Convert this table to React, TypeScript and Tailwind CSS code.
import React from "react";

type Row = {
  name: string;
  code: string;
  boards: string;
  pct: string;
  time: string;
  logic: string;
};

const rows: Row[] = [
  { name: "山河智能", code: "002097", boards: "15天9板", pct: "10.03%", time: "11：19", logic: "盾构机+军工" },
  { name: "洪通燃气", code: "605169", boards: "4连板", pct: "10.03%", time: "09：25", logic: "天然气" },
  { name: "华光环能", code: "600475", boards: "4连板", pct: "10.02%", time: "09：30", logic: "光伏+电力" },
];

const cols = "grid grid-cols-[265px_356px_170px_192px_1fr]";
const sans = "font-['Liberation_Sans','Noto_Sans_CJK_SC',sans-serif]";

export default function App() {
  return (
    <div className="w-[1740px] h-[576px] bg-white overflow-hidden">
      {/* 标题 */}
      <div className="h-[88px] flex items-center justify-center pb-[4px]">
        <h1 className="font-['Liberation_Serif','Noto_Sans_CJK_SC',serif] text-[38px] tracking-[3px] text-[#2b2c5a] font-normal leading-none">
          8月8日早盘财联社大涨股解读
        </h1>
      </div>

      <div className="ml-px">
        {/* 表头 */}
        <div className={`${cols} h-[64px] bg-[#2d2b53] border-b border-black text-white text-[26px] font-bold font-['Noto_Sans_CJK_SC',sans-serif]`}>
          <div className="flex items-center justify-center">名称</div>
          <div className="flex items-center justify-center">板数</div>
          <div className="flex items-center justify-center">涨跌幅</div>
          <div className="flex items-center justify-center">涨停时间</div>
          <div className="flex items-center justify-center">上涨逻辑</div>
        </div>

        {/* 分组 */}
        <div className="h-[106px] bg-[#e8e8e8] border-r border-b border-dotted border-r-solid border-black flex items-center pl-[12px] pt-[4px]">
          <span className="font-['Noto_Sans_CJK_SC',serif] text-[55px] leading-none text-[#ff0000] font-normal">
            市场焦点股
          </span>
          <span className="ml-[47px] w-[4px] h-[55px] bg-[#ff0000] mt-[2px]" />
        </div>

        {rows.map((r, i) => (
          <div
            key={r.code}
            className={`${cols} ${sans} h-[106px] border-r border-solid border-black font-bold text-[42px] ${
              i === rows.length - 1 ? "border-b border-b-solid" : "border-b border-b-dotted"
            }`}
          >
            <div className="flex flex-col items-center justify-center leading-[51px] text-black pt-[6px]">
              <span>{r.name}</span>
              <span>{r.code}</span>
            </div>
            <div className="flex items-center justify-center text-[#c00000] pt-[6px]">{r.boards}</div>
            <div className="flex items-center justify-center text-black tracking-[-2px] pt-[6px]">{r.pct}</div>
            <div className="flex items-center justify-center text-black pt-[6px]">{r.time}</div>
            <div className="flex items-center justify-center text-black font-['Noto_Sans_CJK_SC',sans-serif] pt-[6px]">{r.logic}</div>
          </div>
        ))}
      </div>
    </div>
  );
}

* * *

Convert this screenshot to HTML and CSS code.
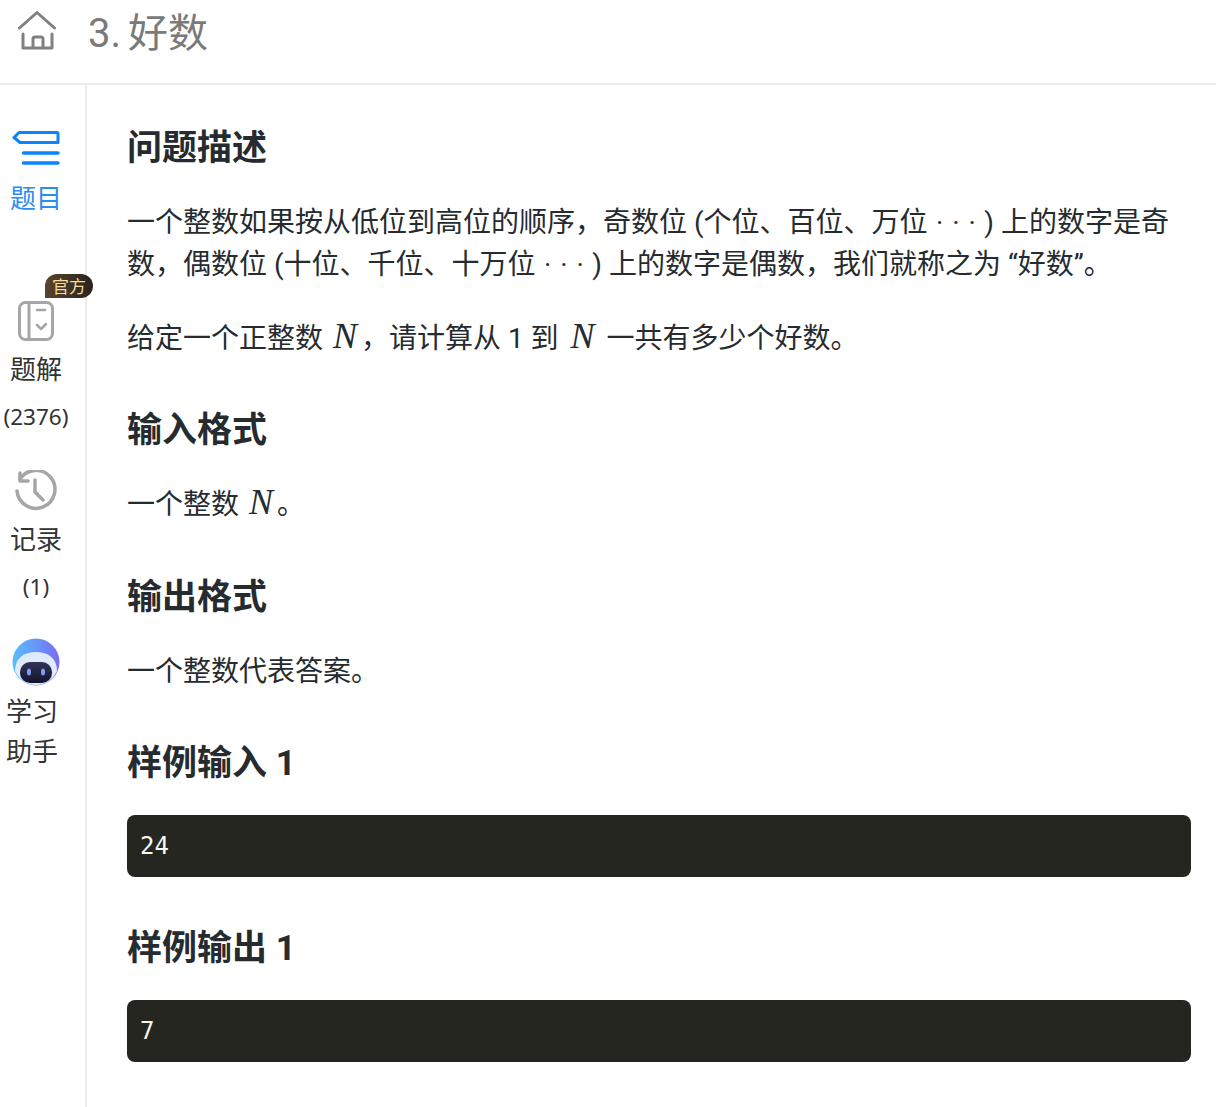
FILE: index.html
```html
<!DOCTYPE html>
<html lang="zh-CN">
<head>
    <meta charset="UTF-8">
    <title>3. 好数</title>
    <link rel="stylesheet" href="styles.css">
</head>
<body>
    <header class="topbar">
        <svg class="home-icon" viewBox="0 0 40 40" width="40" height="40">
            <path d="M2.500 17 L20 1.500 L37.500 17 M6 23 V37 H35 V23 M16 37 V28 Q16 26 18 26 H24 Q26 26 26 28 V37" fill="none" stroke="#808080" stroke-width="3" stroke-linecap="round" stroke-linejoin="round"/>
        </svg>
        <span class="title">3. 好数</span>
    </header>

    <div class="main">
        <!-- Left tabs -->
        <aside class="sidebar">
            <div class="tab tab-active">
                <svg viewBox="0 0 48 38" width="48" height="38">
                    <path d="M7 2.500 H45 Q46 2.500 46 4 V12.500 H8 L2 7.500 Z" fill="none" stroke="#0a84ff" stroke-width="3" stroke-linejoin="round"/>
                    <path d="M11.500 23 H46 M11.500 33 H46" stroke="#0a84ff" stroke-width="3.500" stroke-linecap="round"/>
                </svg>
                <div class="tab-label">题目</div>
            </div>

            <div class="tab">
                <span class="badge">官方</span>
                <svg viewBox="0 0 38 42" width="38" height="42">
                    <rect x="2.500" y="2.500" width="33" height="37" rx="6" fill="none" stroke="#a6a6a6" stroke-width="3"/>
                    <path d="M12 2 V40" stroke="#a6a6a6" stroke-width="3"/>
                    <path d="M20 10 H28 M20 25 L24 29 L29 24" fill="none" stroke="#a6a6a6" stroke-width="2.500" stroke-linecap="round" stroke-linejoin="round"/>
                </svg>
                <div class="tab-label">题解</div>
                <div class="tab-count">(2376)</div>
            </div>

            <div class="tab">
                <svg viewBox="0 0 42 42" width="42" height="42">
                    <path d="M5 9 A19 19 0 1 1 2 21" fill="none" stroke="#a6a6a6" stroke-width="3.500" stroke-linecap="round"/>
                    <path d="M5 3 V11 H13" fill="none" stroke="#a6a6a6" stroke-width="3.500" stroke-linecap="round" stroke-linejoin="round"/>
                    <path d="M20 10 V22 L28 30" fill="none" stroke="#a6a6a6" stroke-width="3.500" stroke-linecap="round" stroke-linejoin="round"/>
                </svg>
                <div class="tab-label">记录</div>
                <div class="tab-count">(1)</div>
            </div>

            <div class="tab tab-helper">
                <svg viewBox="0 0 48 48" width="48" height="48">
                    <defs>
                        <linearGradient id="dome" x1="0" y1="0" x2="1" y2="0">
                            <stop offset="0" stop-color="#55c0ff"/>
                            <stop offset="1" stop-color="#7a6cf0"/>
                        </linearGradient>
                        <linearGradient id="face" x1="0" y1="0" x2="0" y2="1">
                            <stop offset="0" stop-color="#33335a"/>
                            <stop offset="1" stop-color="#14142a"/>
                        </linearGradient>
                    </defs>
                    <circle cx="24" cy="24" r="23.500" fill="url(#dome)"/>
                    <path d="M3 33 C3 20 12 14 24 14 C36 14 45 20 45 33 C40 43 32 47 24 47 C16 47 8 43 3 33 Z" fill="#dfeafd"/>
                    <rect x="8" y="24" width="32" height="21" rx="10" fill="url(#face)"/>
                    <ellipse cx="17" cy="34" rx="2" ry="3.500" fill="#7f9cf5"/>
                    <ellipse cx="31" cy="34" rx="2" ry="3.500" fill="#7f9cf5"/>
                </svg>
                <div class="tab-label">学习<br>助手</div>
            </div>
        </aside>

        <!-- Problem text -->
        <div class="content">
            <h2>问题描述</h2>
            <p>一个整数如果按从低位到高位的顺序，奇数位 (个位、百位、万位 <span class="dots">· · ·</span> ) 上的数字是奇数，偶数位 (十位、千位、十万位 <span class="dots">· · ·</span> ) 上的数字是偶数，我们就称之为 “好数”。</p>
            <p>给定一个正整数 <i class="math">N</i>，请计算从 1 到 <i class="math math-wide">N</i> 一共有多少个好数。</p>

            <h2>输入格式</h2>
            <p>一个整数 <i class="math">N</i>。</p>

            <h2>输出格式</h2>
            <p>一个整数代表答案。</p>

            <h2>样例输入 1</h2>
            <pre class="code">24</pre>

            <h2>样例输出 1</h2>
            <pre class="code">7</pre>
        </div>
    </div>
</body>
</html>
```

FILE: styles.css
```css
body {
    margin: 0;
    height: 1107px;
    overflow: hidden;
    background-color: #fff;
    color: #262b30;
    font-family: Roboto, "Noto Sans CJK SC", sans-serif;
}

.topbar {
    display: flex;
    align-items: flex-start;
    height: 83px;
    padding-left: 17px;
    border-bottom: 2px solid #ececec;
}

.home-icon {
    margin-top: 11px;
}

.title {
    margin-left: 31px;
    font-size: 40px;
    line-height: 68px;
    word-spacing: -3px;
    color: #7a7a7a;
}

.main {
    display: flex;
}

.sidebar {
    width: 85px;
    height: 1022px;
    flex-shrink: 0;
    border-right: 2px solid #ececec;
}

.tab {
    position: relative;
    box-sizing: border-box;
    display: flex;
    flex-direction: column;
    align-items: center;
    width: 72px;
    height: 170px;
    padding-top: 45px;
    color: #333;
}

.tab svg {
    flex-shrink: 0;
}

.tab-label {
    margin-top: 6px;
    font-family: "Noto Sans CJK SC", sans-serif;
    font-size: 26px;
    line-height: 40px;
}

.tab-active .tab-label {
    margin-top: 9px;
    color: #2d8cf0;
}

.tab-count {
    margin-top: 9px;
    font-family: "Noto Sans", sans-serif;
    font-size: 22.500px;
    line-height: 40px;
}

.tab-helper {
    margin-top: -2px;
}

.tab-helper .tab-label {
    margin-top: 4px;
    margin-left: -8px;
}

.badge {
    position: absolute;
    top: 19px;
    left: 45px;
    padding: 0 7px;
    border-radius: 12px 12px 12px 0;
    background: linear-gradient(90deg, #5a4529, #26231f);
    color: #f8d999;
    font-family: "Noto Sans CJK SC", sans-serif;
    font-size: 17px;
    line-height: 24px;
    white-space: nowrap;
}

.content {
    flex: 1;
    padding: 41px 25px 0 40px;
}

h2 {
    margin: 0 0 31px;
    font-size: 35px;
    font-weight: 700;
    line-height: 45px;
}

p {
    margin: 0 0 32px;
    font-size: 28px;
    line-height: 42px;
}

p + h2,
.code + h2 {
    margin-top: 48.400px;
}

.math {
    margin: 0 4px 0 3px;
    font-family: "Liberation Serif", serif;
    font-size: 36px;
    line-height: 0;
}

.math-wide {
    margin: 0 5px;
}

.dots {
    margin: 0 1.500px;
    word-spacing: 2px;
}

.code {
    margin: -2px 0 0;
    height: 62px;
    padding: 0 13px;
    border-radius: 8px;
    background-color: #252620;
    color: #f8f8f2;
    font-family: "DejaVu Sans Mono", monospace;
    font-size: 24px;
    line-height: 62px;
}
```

*Stated goal*
What is the number of lines above that contain the string "React"? Answer with the number alone.

*Written answer*
2